There’s a reason the Bay Area has one of the greatest concentrations of outdoor freaks in the world. It has everything an aspiring outdoorsman could ever want. For a weekend, you could choose between camping, biking, fishing, hiking in Mt. Tamalpais, or kayaking down the Merced River. And in winter, skiing by Lake Tahoe.
You could climb cliffs in Yosemite, go bird watching in the marshes, or alternatively go bird hunting in the marshes if it was the right season. These people were hardcore. They knew the nature around them was beautiful, and they knew how lucky they were to have it.
Recreation here is ridiculously easy. If you’re feeling lazy about going anywhere past the Golden Gate Bridge, that’s cool. There are more than enough things to do in the city, too. Like shopping for books, because I encountered so many bookstores while wandering around it started to feel like a curse. For music aficionados, the same could be said for record stores, and for art-heads, museums. There are so many paintings and sculptures I actually passed Rodin’s The Thinker without noticing it. The place has everything, except fashion. The only thing people wear here is North Face.
Paris went west once, didn’t you know? From being a backwater outpost San Francisco had gained the nickname ‘Paris of the West’ by the 1880’s, mostly because of an earlier bum-rush for gold. It had hosted Twain and Kerouac. Its careless beauty had once attracted Diebenkorn and Larry Sultan. And when the 60’s came by with truncheons and flowers and Governor Reagan, it was the Grateful Dead that came shambling out of Haight-Ashbury to meet it.
For those who could afford it, San Francisco and the surrounding Bay Area offer a life that is more than just a daily existence. It’s a place where you are free to love, to pray, to make music or to make art, to read, write, or play ball, to ride a bike or eat ice cream, or all at the same time.
The meaning of a city is to have people live together. Which isn’t the same as plopping down rows of apartments next to a high-rise mall, because then the only thing you’d be giving them was a house and a job and a place to spend their money in. Cities need spaces where people can think and talk, to eat and go running with their dogs. Cities need parks. Cities need museums. Cities need schools and libraries. More than that, cities need ways for people to get both out of the city as well as further into it, to move to and from the surrounding spaces that make it thrive. Because a city doesn’t exist in a vacuum. It runs and is dependent on both internal and external connections that link the busiest downtown streets with the farthest residential areas.

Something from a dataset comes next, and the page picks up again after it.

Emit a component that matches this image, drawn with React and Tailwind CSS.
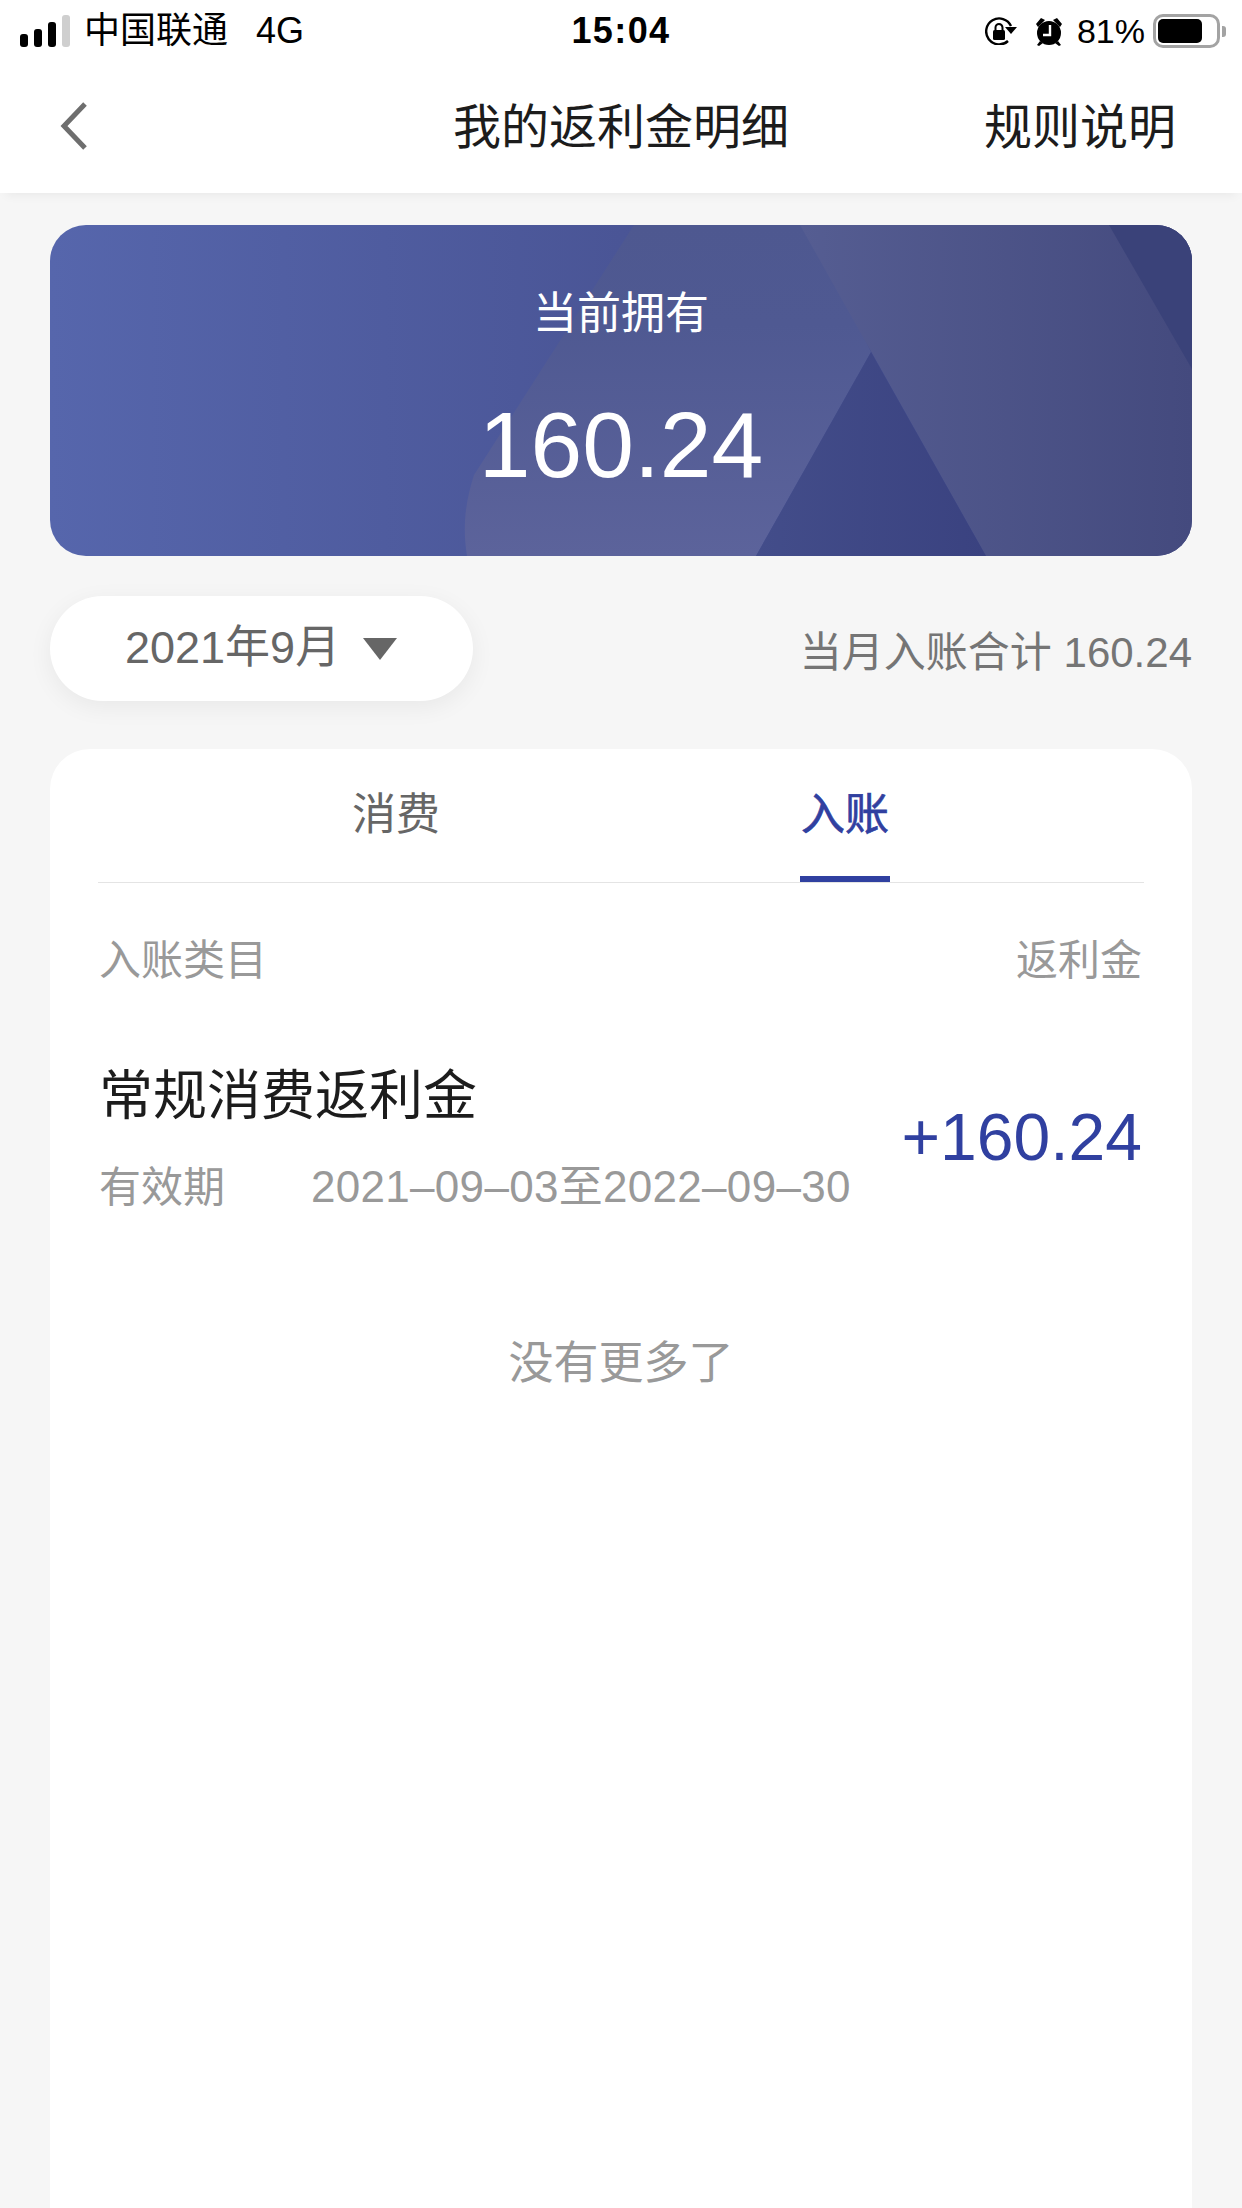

Good urban infrastructure encourages creativity through the sharing of ideas. A reliable public transport system quickly carries not just commuters and the goods they bring with them, but the personal experiences which created those goods in the first place. Continuous flow prevents stagnancy. Without working trains, buses, and traffic control, a city degrades into a collection of isolated human pockets, each unable to connect and perform with the kind of coordination needed for the city and its inhabitants to learn and grow as a cohesive whole.
On the way to the United States, the San Francisco I had in my mind was sort of a paradise. It was partly TripAdvisor’s fault and my own bloated expectations of the city as a beacon of progressivity. It didn’t help how San Francisco always ranked near the top of “livable city” lists. Something it of course deserves, b given its protection of natural areas and free-thinking atmosphere. If we were to judge cities based on the number of museums they contain, then San Francisco would be at the top of any list.
Such a list would, of course, ignore the extant inequality and the segregation, and the fact that half the city’s homeless should be in mental wards. It would also gloss over the subpar public transport system, something you noticed more on the highway during rush hour when Routes 580 and 101 are choked with cars, most with only one or two passengers inside.
For all its fame, San Francisco, the city of fog, is also a city with problems. A state of reality that was honestly somewhat relieving. The bad does not sweep away the good. San Francisco is still one of the most open and diverse places in the world, a center of culture and science with unmatched natural beauty. Perfect societies exist only in dystopias, and even then only at the surface.
I am not a religious person. I hardly ever go to church. But the closest I have ever felt to God was when I wandered the Muir Woods, staring upwards at titanic redwood trees. The only piece of human architecture comparable to a grove of these giants is St. Peter’s Cathedral in Rome, or Angkor Wat in Cambodia. Both are massive temples meant to convey a sense of awe and mortal puniness. The same applies here, except the sheer size is felt through trunks that look like the fossilized pillars of Earth’s rusted blood. When I was a child my preferred afterlife was to reincarnate as part of a forest. And if I do, I would want to wake up here, in the Muir Woods, reaching for the heavens as a dreaming redwood tree.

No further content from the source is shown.